Frequency (Hz) 120 135 150 160 180 200 225 240

Ratio with keynote 1:1 8:9 4:5 3:4 2:3 3:5 8:15 1:2

Now take a look at the first 3 notes. The distance between the first and the second note has a ratio of 8:9. Now we calculate the distance between the second and the third note: 135:150 = 9:10.

So now we have found two different ratios for a 'whole' note: 8: 9 and 9:10.

And only if we use both these different 'whole' notes can we come to a truly harmonious, 'pure' distance of 2 'whole' notes 'added up' (with a ratio of 4:5)!

Now here are shown the ratios of all the neighboring notes in the scale:

Frequency (Hz) 120 135 150 160 180 200 225 240

Ratio with keynote 1:1 8:9 4:5 3:4 2:3 3:5 8:15 1:2

Ratios with neighbors: 8:9 9:10 15:16 8:9 9:10 8:9 15:16

Now you can understand what our problem is with tuning an instrument like a piano in such a way that one can play all kinds of musical pieces that use different keynotes. Actually, if we would want to be able to play pieces on all the scales used in today's Western music, we would need several versions of every key on the piano.

Many solutions to this problem have been found over time in different cultures, and more solutions are still being found today. In the West, one solution has become very popular over the last few centuries. This solution has been applied on practically all instruments with fixed intervals between notes today. It's full official name is: 12-Tone Equal Temperament. I am not going to explain exactly how this solution works mathematically, but roughly one could say that all the distances between the 12 half notes in the Western octave have been made mathematically equal. This means that they are all slightly out of tune, when you consider their ratios with other notes, with the exception of the same note on two different octaves, which remains pure. Most people nowadays don't hear this, especially because they grew up with it and never heard anything played in a purer kind of tuning system.

12-Tone Equal Temperament solves a lot of tuning problems and is much simpler to work with, but it has significant disadvantages:

1. It is a limited and closed system of tones. Only the 12 half tones in the octave are used, nothing that lies in between.

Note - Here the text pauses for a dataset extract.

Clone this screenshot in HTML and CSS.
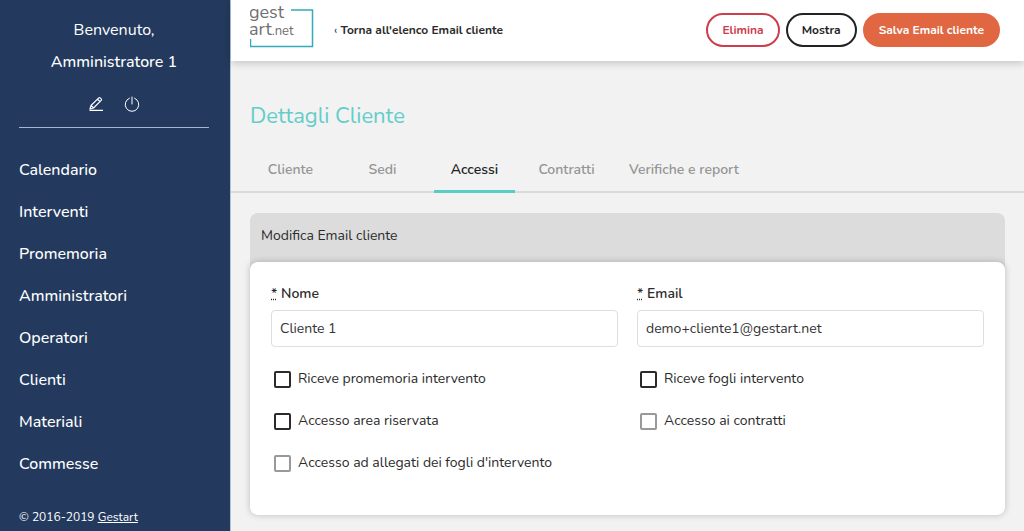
FILE: index.html
```html
<!DOCTYPE html>
<html lang="it">
<head>
<meta charset="utf-8">
<meta name="viewport" content="width=device-width, initial-scale=1">
<title>Dettagli Cliente</title>
<link rel="stylesheet" href="styles.css">
</head>
<body>
<div class="app">
  <aside class="sidebar">
    <div class="welcome">
      <p class="welcome-line">Benvenuto,</p>
      <p class="welcome-line welcome-name">Amministratore 1</p>
      <div class="welcome-actions">
        <a href="#" class="icon-link" aria-label="Modifica profilo">
          <svg width="16" height="16" viewBox="0 0 16 16" fill="none" stroke="currentColor" stroke-width="1.200" stroke-linejoin="round"><path d="M3 9.500 10.800 1.900Q11.500 1.300 12.200 1.900L13.200 2.900Q13.900 3.600 13.200 4.300L5.500 12 2 13zM9.500 3.200 12 5.600M3 9.500 5.500 12M1.500 14.400H15"/></svg>
        </a>
        <a href="#" class="icon-link" aria-label="Esci">
          <svg width="16" height="16" viewBox="0 0 16 16" fill="none" stroke="currentColor" stroke-linecap="round"><path d="M8 1V8M5.400 2.200A6.800 6.800 0 1 0 10.600 2.200"/></svg>
        </a>
      </div>
    </div>
    <nav class="menu">
      <a href="#">Calendario</a>
      <a href="#">Interventi</a>
      <a href="#">Promemoria</a>
      <a href="#">Amministratori</a>
      <a href="#">Operatori</a>
      <a href="#">Clienti</a>
      <a href="#">Materiali</a>
      <a href="#">Commesse</a>
    </nav>
    <footer class="copyright">© 2016-2019 <a href="#">Gestart</a></footer>
  </aside>
  <div class="content">
    <header class="topbar">
      <a href="#" class="logo" aria-label="gestart.net">
        <svg width="64" height="48" viewBox="0 0 64 48">
          <path d="M41 10H62.500V46.500H0.500V39" fill="none" stroke="#35a9bd" stroke-width="1.500"/>
          <text class="logo-text" x="-1" y="18">gest</text>
          <text class="logo-text" x="-1" y="35">art<tspan class="logo-small">.net</tspan></text>
        </svg>
      </a>
      <a href="#" class="back"><span class="chevron">‹</span> Torna all'elenco Email cliente</a>
      <div class="actions">
        <button type="button" class="btn btn-danger">Elimina</button>
        <button type="button" class="btn btn-dark">Mostra</button>
        <button type="submit" form="client-form" class="btn btn-primary">Salva Email cliente</button>
      </div>
    </header>
    <main>
      <h1 class="title">Dettagli Cliente</h1>
      <nav class="tabs">
        <a href="#" class="tab">Cliente</a>
        <a href="#" class="tab">Sedi</a>
        <a href="#" class="tab active" aria-current="page">Accessi</a>
        <a href="#" class="tab">Contratti</a>
        <a href="#" class="tab">Verifiche e report</a>
      </nav>
      <section class="panel">
        <h2 class="panel-title">Modifica Email cliente</h2>
        <form class="card" id="client-form">
          <div class="field">
            <label for="name"><abbr title="obbligatorio">*</abbr> Nome</label>
            <input type="text" id="name" value="Cliente 1">
          </div>
          <div class="field">
            <label for="email"><abbr title="obbligatorio">*</abbr> Email</label>
            <input type="email" id="email" value="demo+cliente1@gestart.net">
          </div>
          <label class="check"><input type="checkbox"> Riceve promemoria intervento</label>
          <label class="check"><input type="checkbox"> Riceve fogli intervento</label>
          <label class="check"><input type="checkbox"> Accesso area riservata</label>
          <label class="check"><input type="checkbox" disabled> Accesso ai contratti</label>
          <label class="check"><input type="checkbox" disabled> Accesso ad allegati dei fogli d'intervento</label>
        </form>
      </section>
    </main>
  </div>
</div>
</body>
</html>
```
FILE: styles.css
```css
* {
  box-sizing: border-box;
}

body {
  margin: 0;
  background: #f2f2f2;
  color: #2b2b2b;
  font: 14px/20px "Nunito", "Open Sans", "Noto Sans", sans-serif;
}

a {
  color: inherit;
  text-decoration: none;
}

.app {
  display: flex;
  min-height: 100vh;
}

.sidebar {
  display: flex;
  flex-direction: column;
  flex: 0 0 231px;
  padding: 14px 21px 4px 19px;
  border-right: 1px solid #b4c0dc;
  background: #233a5e;
  color: #fff;
  font-size: 16px;
}

.welcome {
  padding-bottom: 15px;
  border-bottom: 1px solid #a5b6d0;
  text-align: center;
}

.welcome-line {
  margin: 0;
  line-height: 32px;
}

.welcome-name,
.menu {
  font-weight: 500;
}

.welcome-actions {
  display: flex;
  justify-content: center;
  gap: 20px;
  margin-top: 18px;
}

.icon-link,
.logo {
  display: flex;
}

.logo {
  align-self: flex-start;
}

.menu {
  display: flex;
  flex-direction: column;
  margin-top: 21px;
  line-height: 42px;
}

.copyright {
  margin-top: auto;
  font-size: 12px;
}

.copyright a {
  text-decoration: underline;
}

.content {
  flex: 1;
  min-width: 0;
}

.topbar {
  display: flex;
  align-items: center;
  height: 61px;
  padding: 0 24px 1px 19px;
  background: #fff;
  box-shadow: 0 2px 8px rgba(0, 0, 0, 0.2);
}

.logo-text {
  fill: #707070;
  font: 18px "Nunito", Lato, sans-serif;
}

.logo-small {
  font-size: 13px;
}

.back {
  margin-left: 20px;
  font-size: 12px;
  font-weight: 700;
}

.chevron {
  font-weight: 400;
}

.actions {
  display: flex;
  gap: 6px;
  margin-left: auto;
}

.btn {
  height: 34px;
  padding: 0 14px;
  border: 2px solid currentColor;
  border-radius: 17px;
  background: #fff;
  font: 700 12px/20px "Nunito", "Open Sans", "Noto Sans", sans-serif;
}

.btn-danger {
  color: #cf3d4c;
}

.btn-dark {
  color: #222;
}

.btn-primary {
  border-color: #e06742;
  background: #e06742;
  color: #fff;
}

.title {
  margin: 0;
  padding: 39px 19px 0;
  color: #63cdca;
  font-size: 22px;
  font-weight: 400;
  line-height: 32px;
}

.tabs {
  display: flex;
  gap: 11px;
  padding: 17px 19px 0;
  border-bottom: 2px solid #dadada;
  color: #959595;
  font-weight: 600;
}

.tab {
  min-width: 81px;
  margin-bottom: -2px;
  padding: 11px 11px 10px;
  border-bottom: 3px solid transparent;
  text-align: center;
}

.active {
  border-color: #5accc8;
  color: #222;
}

.panel {
  margin: 20px 19px 16px;
  border-radius: 8px;
  background: #dcdcdc;
}

.panel-title {
  margin: 0;
  padding: 13px 11px 16px;
  font-size: 14px;
  font-weight: 400;
  line-height: 20px;
}

.card {
  display: grid;
  grid-template-columns: 1fr 1fr;
  gap: 22px 19px;
  padding: 22px 21px 42px;
  border-radius: 8px;
  background: #fff;
  box-shadow: 0 0 7px rgba(0, 0, 0, 0.22);
}

.field {
  display: flex;
  flex-direction: column;
  gap: 6px;
  font-size: 14px;
  font-weight: 600;
}

.field input {
  width: 100%;
  height: 37px;
  padding: 0 8px;
  border: 1px solid #dedede;
  border-radius: 4px;
  background: #fff;
  color: #333;
  font: 14px "Nunito", "Open Sans", "Noto Sans", sans-serif;
}

.check {
  display: flex;
  align-items: center;
  gap: 7px;
  padding-left: 3px;
  font-size: 14px;
}

.check input {
  appearance: none;
  width: 17px;
  height: 17px;
  margin: 0;
  border: 2px solid #2b2b2b;
  border-radius: 2px;
}

.check input:disabled {
  border-color: #999;
}
```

2. The whole possibility of 'sliding' from one note to another has become almost totally impossible and out-of-use. (and therefore has even become disliked by most people). The use of 'sliding' notes can be very beneficial when music is used for healing purposes: it can help to connect energy centers and to stimulate and balance the flow of energy in our bodies and energy fields.

3. It is out of tune. If one hears some really pure intervals played, the aesthetic experience is unmistakable, even if you think of yourself as 'musically insensitive.' Words like 'clarity, purity, smoothness, stability' come readily to mind, and the 'normal' tempered tuning suddenly sounds rough, restless or muddy in comparison.

4. It tends to impair our ability to connect our consciousness to the higher dimensions. This is a disadvantage that has not yet been recognized and understood so much in the field of music composition, not even by composers who are nowadays developing 'Just Intonation.'

This fourth disadvantage begs closer examination:

When I was studying Indian classical music (a form of music that uses a very subtle, complicated and pure tuning system) my teachers used to tell the following story: A long time ago, way before this equal tempered tuning was invented in the West, some Chinese composers discovered it. But at the time the ruler of that country was highly developed spiritually and as soon as he heard about this tuning system he made a law that forbade the use of it! Why? He said: "If we are going to use this system on a large scale, we are going to lose our connection 'up' and we are soon going to live in a purely materialistic world!" Well, it seems that losing our connection up needed to happen anyway. Although the causal relationship between the spread of equal-tempered tuning (starting at the end of the 17th century) and the rise of materialism and the decrease of spirituality and religion cannot be proven, it is clear that the two have gone pretty much hand in hand in Western culture.

The idea that pure tuning is spiritually beneficial can actually be explained scientifically. Everything is made of vibrations with certain frequencies, and very high frequencies go into the higher dimensions.

Each note that we hear contains additional notes within it that are termed 'overtones' or 'harmonics'. The frequencies of these overtones are mainly multiples of the original note's frequency (for example, if the original note had a frequency of 100, its overtones would have frequencies of 200, 300, 400, etc.) The presence or absence of certain overtones and their relative strength or weakness determines the tone color or timbre of the pitch. That is why no two instruments sound alike. Together, these overtones create a frequency spiral up and up into frequencies that we cannot hear any more, and even higher until at a certain moment they move into the higher dimensions, all the way up to G-d. When an instrument produces sound that naturally has many very clear and loud overtones, this helps the listener to feel his or her own connection with the higher dimensions / G*d. And when two notes are 'in tune' with one another in the purest way possible with a simple frequency ratio, many of their overtones will be the same, such that they will be able to strengthen each other. This, in turn, also strengthens the experience of the 'line up to G-d.'

Now when you play music that mostly combines notes that are not exactly in tune with each other, very few of these overtones are produced, creating a 'flat' experience. The potential ability of using music as a ladder to higher consciousness is therefore heavily impaired. Of course, such a connection is still possible even without pure tuning. But when one grows up hearing music all around that actually helps one connect to the higher dimensions (i.e., G-d), unknowingly one gets used to having such a connection, at least on a subconscious level. And that is what our Western music has not been giving us for the last few centuries and what I would like to restore by developing new musical forms that are in some form of pure tuning, while at the same time being easily accessible to Western musicians.

As in many other non-Western cultures, in India a way has been found to make music using pure intervals. The basic principle is that every piece of music being played, uses the same 'basic note' or 'key-note' throughout the whole piece. This basic tone is being played continuously, on and on, on a string instrument named 'tanpura' (see under: What is a tanpura).